Exercise requirements — Without the pictures, copy the entries below word for word.

Input for this task —
######
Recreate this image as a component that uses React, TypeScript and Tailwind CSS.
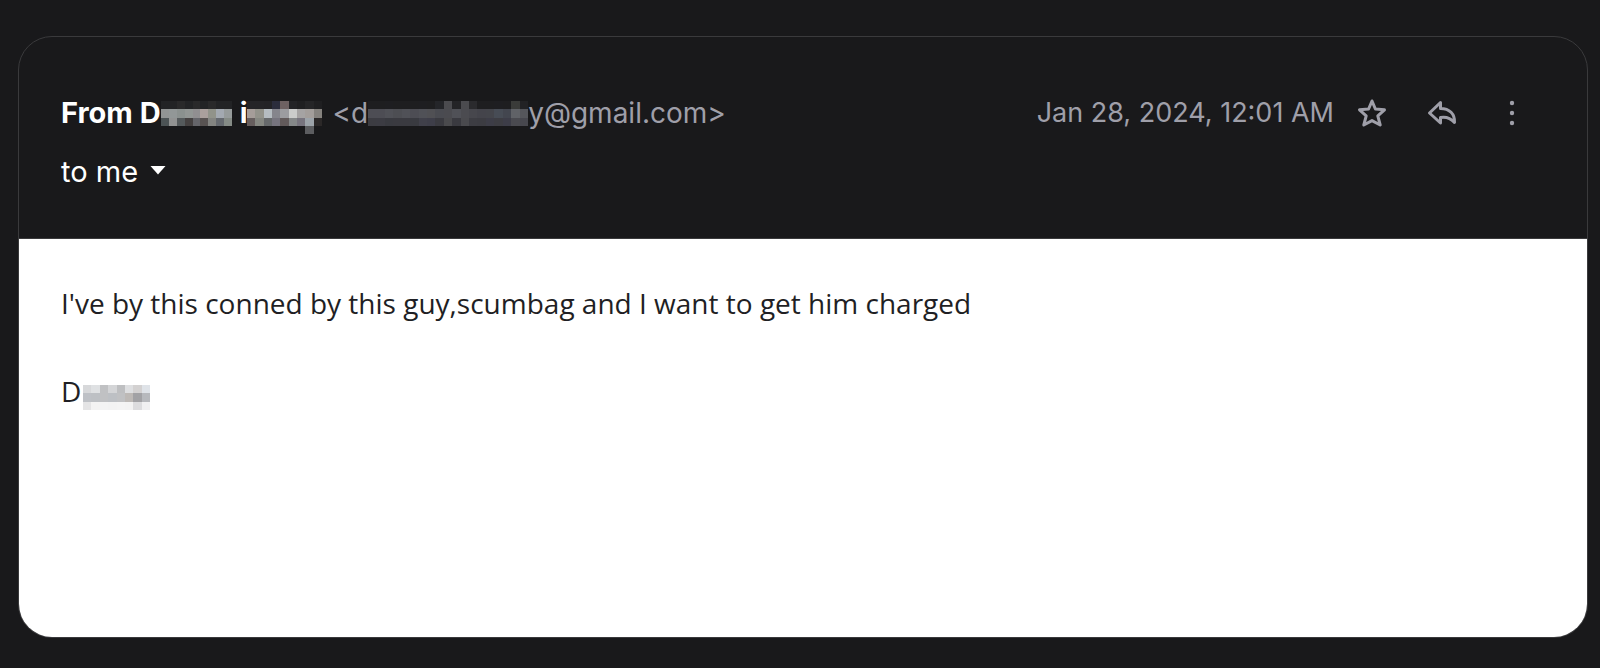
import { useState } from "react";

const nameCells = [
  ["#222325", "#222325", "#29292a", "#222325", "#29292a", "#222325", "#29292a", "#222325", "#222325"],
  ["#919494", "#929797", "#8b918f", "#929694", "#918f91", "#aaa09d", "#91938a", "#a3a9b1", "#969b9b"],
  ["#4c5355", "#919292", "#555a5c", "#454141", "#65656a", "#585352", "#838481", "#65696f", "#858b86"],
];

const surnameCells = [
  ["#242427", "#242427", "#232326", "#2b2d3c", "#6d6162", "#232326", "#1f1f21", "#252527", "#1f1f21"],
  ["#a59d99", "#92928a", "#b5bcc1", "#85858c", "#9c9ca0", "#cbcccb", "#a5a3a3", "#a39e9b", "#85827e"],
  ["#665e5e", "#858781", "#66696b", "#76747e", "#625a5b", "#858889", "#77747e", "#9ca3a9", "#2b2828"],
  ["", "", "", "", "", "", "", "#5c5d60", ""],
];

const addressCells = [
  ["#1e1e20", "#1e1e20", "#1e1e21", "#1e1e20", "#1e1e20", "#1e1e20", "#1e1e21", "#1e1e20", "#242529", "#4b4b4f", "#242427", "#4b4b4f", "#2a2a2d", "#1e1e20", "#1e1e20", "#1e1e21", "#1e1e20", "#3a3b39", "#222225"],
  ["#4d4d54", "#4d4d54", "#505157", "#4d4e53", "#505157", "#4d4d54", "#505157", "#505054", "#4a4b51", "#4b4b50", "#505157", "#4b4b50", "#47474d", "#44444b", "#44454b", "#474c55", "#43464f", "#606267", "#55565b"],
  ["#3c3c42", "#3c3c43", "#393a40", "#3a3a40", "#3a3a40", "#393a40", "#40404a", "#3e3e49", "#3a3a40", "#4a4a4d", "#3a3a40", "#4a4a4e", "#3d3d43", "#3c3c42", "#3d3d47", "#3d3d43", "#3d3d48", "#4a4a50", "#47474e"],
];

const signatureCells = [
  ["#d7d8da", "#dfe1e3", "#c0c1c3", "#d4d5d7", "#bebfc1", "#dedfe1", "#d3d1d1", "#dfe3e8"],
  ["#bec1c6", "#bdc0c4", "#c0c1c3", "#bdc0c4", "#c0c1c3", "#bdb9b6", "#a2a2a5", "#b7b9bd"],
  ["#e4e4e5", "#f3f3f3", "#f4f4f4", "#f3f3f3", "#f4f4f4", "#f3f3f3", "#dcdcde", "#f0f0f1"],
];

function Mosaic({ cells, className }: { cells: string[][]; className: string }) {
  return (
    <svg
      aria-hidden="true"
      className={`shrink-0 ${className}`}
      viewBox={`0 0 ${cells[0].length} ${cells.length}`}
      preserveAspectRatio="none"
      shapeRendering="crispEdges"
    >
      {cells.map((row, y) =>
        row.map((fill, x) => (fill ? <rect key={`${x}-${y}`} x={x} y={y} width="1" height="1" fill={fill} /> : null))
      )}
    </svg>
  );
}

export default function App() {
  const [starred, setStarred] = useState(false);

  return (
    <main className="bg-[#19191b] pt-9 pr-3 pb-8 pl-[18px] font-['Inter',sans-serif]">
      <article className="overflow-hidden rounded-[34px] border border-[#3a3a3c]">
        <header className="border-b border-[#3a3a3c] px-[42px] pt-14 pb-[46px] leading-10">
          <div className="flex items-start justify-between">
            <div className="flex items-start whitespace-nowrap">
              <h1 className="flex items-start text-[29px] leading-10 font-bold text-white">
                From D
                <Mosaic cells={nameCells} className="mt-2 h-[25px] w-[71px]" />
                <span className="ml-2">i</span>
                <Mosaic cells={surnameCells} className="mt-2 h-[33px] w-[75px]" />
              </h1>
              <span className="ml-[10px] flex items-start text-[28px] leading-10 text-[#9f9fa9]">
                &lt;d
                <Mosaic cells={addressCells} className="mt-2 h-[25px] w-[160px]" />
                y@gmail.com&gt;
              </span>
            </div>
            <div className="flex items-center pr-[17px] text-[#9f9fa9]">
              <time dateTime="2024-01-28T00:01" className="text-[27px] leading-10 whitespace-nowrap">
                Jan 28, 2024, 12:01 AM
              </time>
              <button
                aria-label="Star"
                aria-pressed={starred}
                onClick={() => setStarred(!starred)}
                className="ml-[22px]"
              >
                <svg className="size-8" viewBox="0 0 32 32" fill={starred ? "currentColor" : "none"} stroke="currentColor" strokeWidth="3" strokeLinejoin="round">
                  <path d="M16 4 L19.4 12 L28.5 12.8 L21.8 18.8 L24.2 28 L16 23.6 L7.8 28 L10.2 18.8 L3.5 12.8 L12.6 12 Z" />
                </svg>
              </button>
              <button aria-label="Reply" className="ml-[38px]">
                <svg className="size-8" viewBox="0 0 32 32" fill="none" stroke="currentColor" strokeWidth="3" strokeLinejoin="round">
                  <path d="M14.5 5.5 L3.5 16 L14.5 26 V20.5 C20 19.5 24.5 21 28.5 25.5 C29 17 23.5 11.5 14.5 11.5 Z" />
                </svg>
              </button>
              <button aria-label="More" className="ml-[38px]">
                <svg className="size-8" viewBox="0 0 32 32" fill="currentColor">
                  <circle cx="16" cy="6" r="2.2" />
                  <circle cx="16" cy="16" r="2.2" />
                  <circle cx="16" cy="26" r="2.2" />
                </svg>
              </button>
            </div>
          </div>
          <button className="mt-[18px] flex items-center text-[29px] leading-10 text-white">
            to me
            <svg className="mb-1 ml-3 h-[9px] w-4" viewBox="0 0 16 9" fill="currentColor">
              <path d="M0.5 0 H15.5 L8 8.5 Z" />
            </svg>
          </button>
        </header>
        <section className="min-h-[398px] bg-white px-[42px] pt-[42px] font-['Open_Sans','Noto_Sans',sans-serif] text-[28px] leading-[44px] text-[#1f1f24]">
          <p>I&apos;ve by this conned by this guy,scumbag and I want to get him charged</p>
          <p className="mt-11 flex items-start">
            D
            <Mosaic cells={signatureCells} className="mt-4 ml-0.5 h-[25px] w-[67px]" />
          </p>
        </section>
      </article>
    </main>
  );
}
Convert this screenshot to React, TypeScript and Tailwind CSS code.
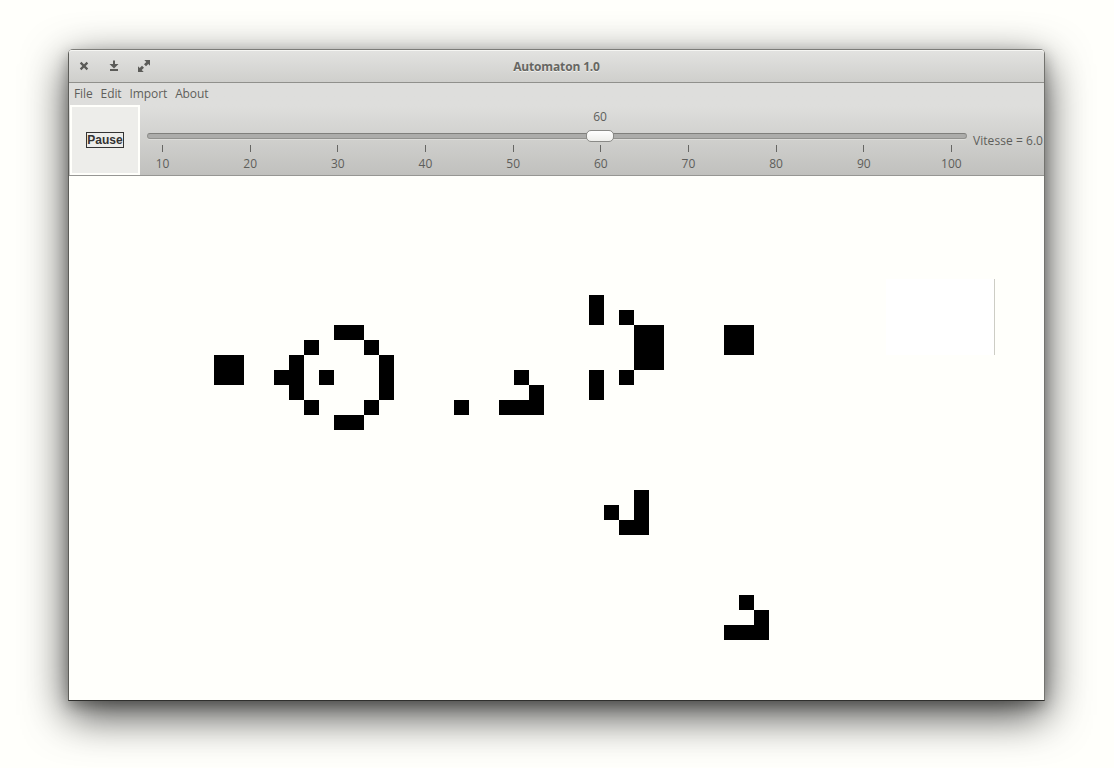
######
Correct answer —
Recreate this image as a component that uses React, TypeScript and Tailwind CSS.
import { useState } from "react";

const nameCells = [
  ["#222325", "#222325", "#29292a", "#222325", "#29292a", "#222325", "#29292a", "#222325", "#222325"],
  ["#919494", "#929797", "#8b918f", "#929694", "#918f91", "#aaa09d", "#91938a", "#a3a9b1", "#969b9b"],
  ["#4c5355", "#919292", "#555a5c", "#454141", "#65656a", "#585352", "#838481", "#65696f", "#858b86"],
];

const surnameCells = [
  ["#242427", "#242427", "#232326", "#2b2d3c", "#6d6162", "#232326", "#1f1f21", "#252527", "#1f1f21"],
  ["#a59d99", "#92928a", "#b5bcc1", "#85858c", "#9c9ca0", "#cbcccb", "#a5a3a3", "#a39e9b", "#85827e"],
  ["#665e5e", "#858781", "#66696b", "#76747e", "#625a5b", "#858889", "#77747e", "#9ca3a9", "#2b2828"],
  ["", "", "", "", "", "", "", "#5c5d60", ""],
];

const addressCells = [
  ["#1e1e20", "#1e1e20", "#1e1e21", "#1e1e20", "#1e1e20", "#1e1e20", "#1e1e21", "#1e1e20", "#242529", "#4b4b4f", "#242427", "#4b4b4f", "#2a2a2d", "#1e1e20", "#1e1e20", "#1e1e21", "#1e1e20", "#3a3b39", "#222225"],
  ["#4d4d54", "#4d4d54", "#505157", "#4d4e53", "#505157", "#4d4d54", "#505157", "#505054", "#4a4b51", "#4b4b50", "#505157", "#4b4b50", "#47474d", "#44444b", "#44454b", "#474c55", "#43464f", "#606267", "#55565b"],
  ["#3c3c42", "#3c3c43", "#393a40", "#3a3a40", "#3a3a40", "#393a40", "#40404a", "#3e3e49", "#3a3a40", "#4a4a4d", "#3a3a40", "#4a4a4e", "#3d3d43", "#3c3c42", "#3d3d47", "#3d3d43", "#3d3d48", "#4a4a50", "#47474e"],
];

const signatureCells = [
  ["#d7d8da", "#dfe1e3", "#c0c1c3", "#d4d5d7", "#bebfc1", "#dedfe1", "#d3d1d1", "#dfe3e8"],
  ["#bec1c6", "#bdc0c4", "#c0c1c3", "#bdc0c4", "#c0c1c3", "#bdb9b6", "#a2a2a5", "#b7b9bd"],
  ["#e4e4e5", "#f3f3f3", "#f4f4f4", "#f3f3f3", "#f4f4f4", "#f3f3f3", "#dcdcde", "#f0f0f1"],
];

function Mosaic({ cells, className }: { cells: string[][]; className: string }) {
  return (
    <svg
      aria-hidden="true"
      className={`shrink-0 ${className}`}
      viewBox={`0 0 ${cells[0].length} ${cells.length}`}
      preserveAspectRatio="none"
      shapeRendering="crispEdges"
    >
      {cells.map((row, y) =>
        row.map((fill, x) => (fill ? <rect key={`${x}-${y}`} x={x} y={y} width="1" height="1" fill={fill} /> : null))
      )}
    </svg>
  );
}

export default function App() {
  const [starred, setStarred] = useState(false);

  return (
    <main className="bg-[#19191b] pt-9 pr-3 pb-8 pl-[18px] font-['Inter',sans-serif]">
      <article className="overflow-hidden rounded-[34px] border border-[#3a3a3c]">
        <header className="border-b border-[#3a3a3c] px-[42px] pt-14 pb-[46px] leading-10">
          <div className="flex items-start justify-between">
            <div className="flex items-start whitespace-nowrap">
              <h1 className="flex items-start text-[29px] leading-10 font-bold text-white">
                From D
                <Mosaic cells={nameCells} className="mt-2 h-[25px] w-[71px]" />
                <span className="ml-2">i</span>
                <Mosaic cells={surnameCells} className="mt-2 h-[33px] w-[75px]" />
              </h1>
              <span className="ml-[10px] flex items-start text-[28px] leading-10 text-[#9f9fa9]">
                &lt;d
                <Mosaic cells={addressCells} className="mt-2 h-[25px] w-[160px]" />
                y@gmail.com&gt;
              </span>
            </div>
            <div className="flex items-center pr-[17px] text-[#9f9fa9]">
              <time dateTime="2024-01-28T00:01" className="text-[27px] leading-10 whitespace-nowrap">
                Jan 28, 2024, 12:01 AM
              </time>
              <button
                aria-label="Star"
                aria-pressed={starred}
                onClick={() => setStarred(!starred)}
                className="ml-[22px]"
              >
                <svg className="size-8" viewBox="0 0 32 32" fill={starred ? "currentColor" : "none"} stroke="currentColor" strokeWidth="3" strokeLinejoin="round">
                  <path d="M16 4 L19.4 12 L28.5 12.8 L21.8 18.8 L24.2 28 L16 23.6 L7.8 28 L10.2 18.8 L3.5 12.8 L12.6 12 Z" />
                </svg>
              </button>
              <button aria-label="Reply" className="ml-[38px]">
                <svg className="size-8" viewBox="0 0 32 32" fill="none" stroke="currentColor" strokeWidth="3" strokeLinejoin="round">
                  <path d="M14.5 5.5 L3.5 16 L14.5 26 V20.5 C20 19.5 24.5 21 28.5 25.5 C29 17 23.5 11.5 14.5 11.5 Z" />
                </svg>
              </button>
              <button aria-label="More" className="ml-[38px]">
                <svg className="size-8" viewBox="0 0 32 32" fill="currentColor">
                  <circle cx="16" cy="6" r="2.2" />
                  <circle cx="16" cy="16" r="2.2" />
                  <circle cx="16" cy="26" r="2.2" />
                </svg>
              </button>
            </div>
          </div>
          <button className="mt-[18px] flex items-center text-[29px] leading-10 text-white">
            to me
            <svg className="mb-1 ml-3 h-[9px] w-4" viewBox="0 0 16 9" fill="currentColor">
              <path d="M0.5 0 H15.5 L8 8.5 Z" />
            </svg>
          </button>
        </header>
        <section className="min-h-[398px] bg-white px-[42px] pt-[42px] font-['Open_Sans','Noto_Sans',sans-serif] text-[28px] leading-[44px] text-[#1f1f24]">
          <p>I&apos;ve by this conned by this guy,scumbag and I want to get him charged</p>
          <p className="mt-11 flex items-start">
            D
            <Mosaic cells={signatureCells} className="mt-4 ml-0.5 h-[25px] w-[67px]" />
          </p>
        </section>
      </article>
    </main>
  );
}
Convert this screenshot to React, TypeScript and Tailwind CSS code.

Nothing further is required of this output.